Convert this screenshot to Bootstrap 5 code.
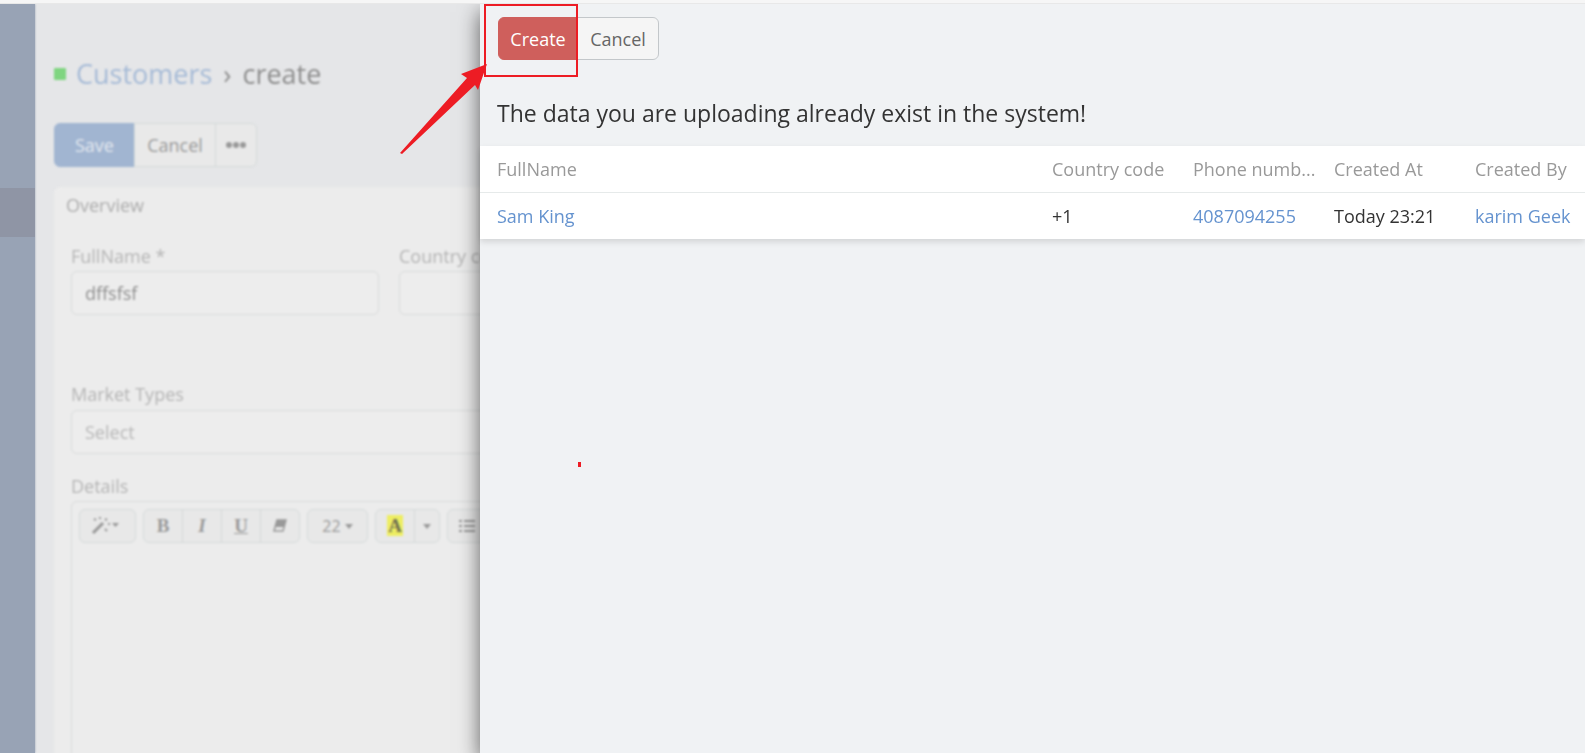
<!DOCTYPE html>
<html lang="en">
<head>
<meta charset="utf-8">
<meta name="viewport" content="width=device-width, initial-scale=1">
<title>Customers › create</title>
<link href="https://cdn.jsdelivr.net/npm/bootstrap@5.3.0/dist/css/bootstrap.min.css" rel="stylesheet">
<style>
body{font-family:"Open Sans","Noto Sans",sans-serif;font-size:18px;line-height:24px;color:#333;background:#f0f2f4}
.top-strip{height:4px;background:#f6f6f6;border-bottom:1px solid #e8e8e8}
a{text-decoration:none}
/* dimmed page behind the drawer */
.backdrop-page{width:480px;background:#e5e6e8}
.page-inner{width:760px}
.side{width:35px;background:#98a3b5;padding-top:184px;box-shadow:0 0 2px #98a3b5}
.side a{display:block;height:49px;background:#8f95a5}
.content{padding:54px 0 0 19px;margin-bottom:-20px;filter:blur(1px)}
.title{font-size:27px;line-height:32px;color:#8d8d8d;margin-bottom:33px;gap:11px}
.title a{color:#a5bad6;margin-left:-1px}
.status{width:12px;height:12px;background:#7fd580;border-radius:1px}
.btn{--bs-btn-font-size:18px;--bs-btn-line-height:24px;--bs-btn-border-radius:6px;height:44px;padding:0;width:82px}
.dim .btn{color:#999;background:#e9e9e9;border-color:#d5dada}
.dim .btn.save{color:#e3e8ef;background:#a1b5d1;border-color:#a1b5d1;width:81px}
.dim .btn.dots{width:42px}
.panel{background:#ececec;border-radius:6px 0 0 0;margin-top:20px;padding:6px 0 0 17px}
.panel h2{font-size:18px;line-height:24px;color:#acacac;margin:0 0 0 -5px}
.fields{gap:20px;margin:27px 0 67px}
.field-box{width:308px}
.panel label{color:#b4b4b4;display:block;margin-bottom:3px}
.panel .form-control,.panel .form-select{height:44px;font-size:18px;line-height:24px;padding:0 13px;border:1px solid #d9dbdb;border-radius:6px;background:#ededed;color:#8e8e8e}
.panel .select-label{margin-bottom:4px}
.panel .form-select{color:#b7b7b7;margin-bottom:20px}
.editor{border:1px solid #d9dbdb;border-radius:6px 0 0 0}
.tools{padding:7px;gap:7px}
.tools .btn{height:34px;width:40px;font-size:16px;color:#999;background:#e8e8e8;border-color:#d5dada}
.tools .serif{font-family:"Liberation Serif",serif;font-size:19px;line-height:20px}
.tools .wide{width:57px}
.tools .size{width:61px}
.tools .slim{width:26px}
.tools .hl{background:#eeee62;color:#707050;padding:0 1px}
.editor textarea.form-control{border:0;background:transparent;resize:none}
/* drawer */
.drawer{background:#f0f2f4;z-index:2;box-shadow:0 8px 20px rgba(0,0,0,.6);min-width:0}
.actions{padding:13px 18px 0}
.actions .btn{height:43px;line-height:22px}
.btn.create{color:#fff;background:#cf5f5c;border-color:#cf5f5c;width:80px}
.btn.cancel{color:#666;background:#f5f5f5;border-color:#c3c7ca}
.drawer h1{font-size:23px;line-height:32px;font-weight:400;color:#333;margin:37px 17px 17px}
.results{table-layout:fixed;box-shadow:0 3px 6px rgba(0,0,0,.12);background:#fff;margin:0}
.results th,.results td{font-weight:400;height:47px;padding:0 0 0 18px;vertical-align:middle;border:0;color:#333;background:#fff}
.results th{height:46px;color:#999;border-bottom:1px solid #e6eaea}
.results th:first-child,.results td:first-child{padding-left:17px}
.results a{color:#6593cf}
.results col.data{width:141px}
.results col.last{width:128px}
/* callout marks */
.mark-box{position:absolute;left:4px;top:0;width:94px;height:73px;border:2px solid #ed1c24}
.mark-arrow{position:absolute;left:-80px;top:59px}
.mark-dot{position:absolute;left:98px;top:458px;width:3px;height:5px;background:#ed1c24}
</style>
</head>
<body>
<div class="vh-100 d-flex flex-column overflow-hidden">
<div class="top-strip flex-shrink-0"></div>
<div class="d-flex flex-grow-1 overflow-hidden">
  <div class="backdrop-page dim flex-shrink-0 overflow-hidden d-flex">
    <div class="page-inner d-flex flex-shrink-0">
    <nav class="side flex-shrink-0"><a href="#" aria-label="Customers"></a></nav>
    <main class="content flex-grow-1 d-flex flex-column">
      <div class="title d-flex align-items-center"><span class="status"></span><a href="#">Customers</a><span>›</span><span>create</span></div>
      <div class="btn-group align-self-start">
        <button type="button" class="btn save">Save</button>
        <button type="button" class="btn">Cancel</button>
        <button type="button" class="btn dots" aria-label="More"><svg width="20" height="6" viewBox="0 0 20 6" fill="currentColor" class="d-block mx-auto"><circle cx="3" cy="3" r="3"/><circle cx="10" cy="3" r="3"/><circle cx="17" cy="3" r="3"/></svg></button>
      </div>
      <section class="panel flex-grow-1 d-flex flex-column">
        <h2>Overview</h2>
        <div class="fields d-flex">
          <div class="field-box"><label for="fn">FullName *</label><input id="fn" class="form-control" value="dffsfsf"></div>
          <div class="field-box"><label for="cc">Country code</label><input id="cc" class="form-control"></div>
        </div>
        <label for="mt" class="select-label">Market Types</label>
        <select id="mt" class="form-select"><option>Select</option></select>
        <label for="dt">Details</label>
        <div class="editor flex-grow-1">
          <div class="tools d-flex">
            <button type="button" class="btn wide d-flex align-items-center justify-content-center" aria-label="Style"><svg width="34" height="20" viewBox="0 0 34 20"><path d="M2 17 12 7" stroke="currentColor" stroke-width="3"/><path d="M3 3l2 1M9 1v2M16 3l-2 1M17 8h2M14 13l2 2" stroke="currentColor" stroke-width="2"/><path d="M21 7h7l-3.500 4z" fill="currentColor"/></svg></button>
            <div class="btn-group">
              <button type="button" class="btn serif fw-bold">B</button>
              <button type="button" class="btn serif fw-bold fst-italic">I</button>
              <button type="button" class="btn serif fw-bold text-decoration-underline">U</button>
              <button type="button" class="btn" aria-label="Clear formatting"><svg width="14" height="14" viewBox="0 0 14 14" class="d-block mx-auto"><path d="M4 1h9l-3 11H1z" fill="none" stroke="currentColor" stroke-width="1.500"/><path d="M4 1h9l-2 7H2z" fill="currentColor"/></svg></button>
            </div>
            <button type="button" class="btn size d-flex align-items-center justify-content-center gap-1">22 <svg width="8" height="5" viewBox="0 0 8 5"><path d="M0 0h8L4 5z" fill="currentColor"/></svg></button>
            <div class="btn-group">
              <button type="button" class="btn serif fw-bold"><span class="hl">A</span></button>
              <button type="button" class="btn slim" aria-label="Text color"><svg width="8" height="5" viewBox="0 0 8 5" class="d-block mx-auto"><path d="M0 0h8L4 5z" fill="currentColor"/></svg></button>
            </div>
            <button type="button" class="btn" aria-label="List"><svg width="16" height="12" viewBox="0 0 16 12" class="d-block mx-auto"><path d="M0 1h3M5 1h11M0 6h3M5 6h11M0 11h3M5 11h11" stroke="currentColor" stroke-width="2"/></svg></button>
          </div>
          <textarea id="dt" class="form-control"></textarea>
        </div>
      </section>
    </main>
    </div>
  </div>
  <aside class="drawer flex-grow-1 position-relative">
    <div class="actions"><div class="btn-group">
      <button type="button" class="btn create">Create</button>
      <button type="button" class="btn cancel">Cancel</button>
    </div></div>
    <h1>The data you are uploading already exist in the system!</h1>
    <table class="table results">
      <colgroup><col><col class="data"><col class="data"><col class="data"><col class="last"></colgroup>
      <thead><tr><th>FullName</th><th>Country code</th><th>Phone numb...</th><th>Created At</th><th>Created By</th></tr></thead>
      <tbody><tr><td><a href="#">Sam King</a></td><td>+1</td><td><a href="#">4087094255</a></td><td>Today 23:21</td><td><a href="#">karim Geek</a></td></tr></tbody>
    </table>
    <div class="mark-box"></div>
    <svg class="mark-arrow" width="88" height="92" viewBox="0 0 88 92"><path d="M87 1 61 11l6 4L0 90l2 1L75 22l3 5z" fill="#ed1c24"/></svg>
    <div class="mark-dot"></div>
  </aside>
</div>
</div>
<script src="https://cdn.jsdelivr.net/npm/bootstrap@5.3.0/dist/js/bootstrap.bundle.min.js"></script>
</body>
</html>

▸ SET TASK:
Look through the material above and pick out each line holding the word "code".

▸ THE REPLY:
Convert this screenshot to Bootstrap 5 code.
          <div class="field-box"><label for="cc">Country code</label><input id="cc" class="form-control"></div>
      <thead><tr><th>FullName</th><th>Country code</th><th>Phone numb...</th><th>Created At</th><th>Created By</th></tr></thead>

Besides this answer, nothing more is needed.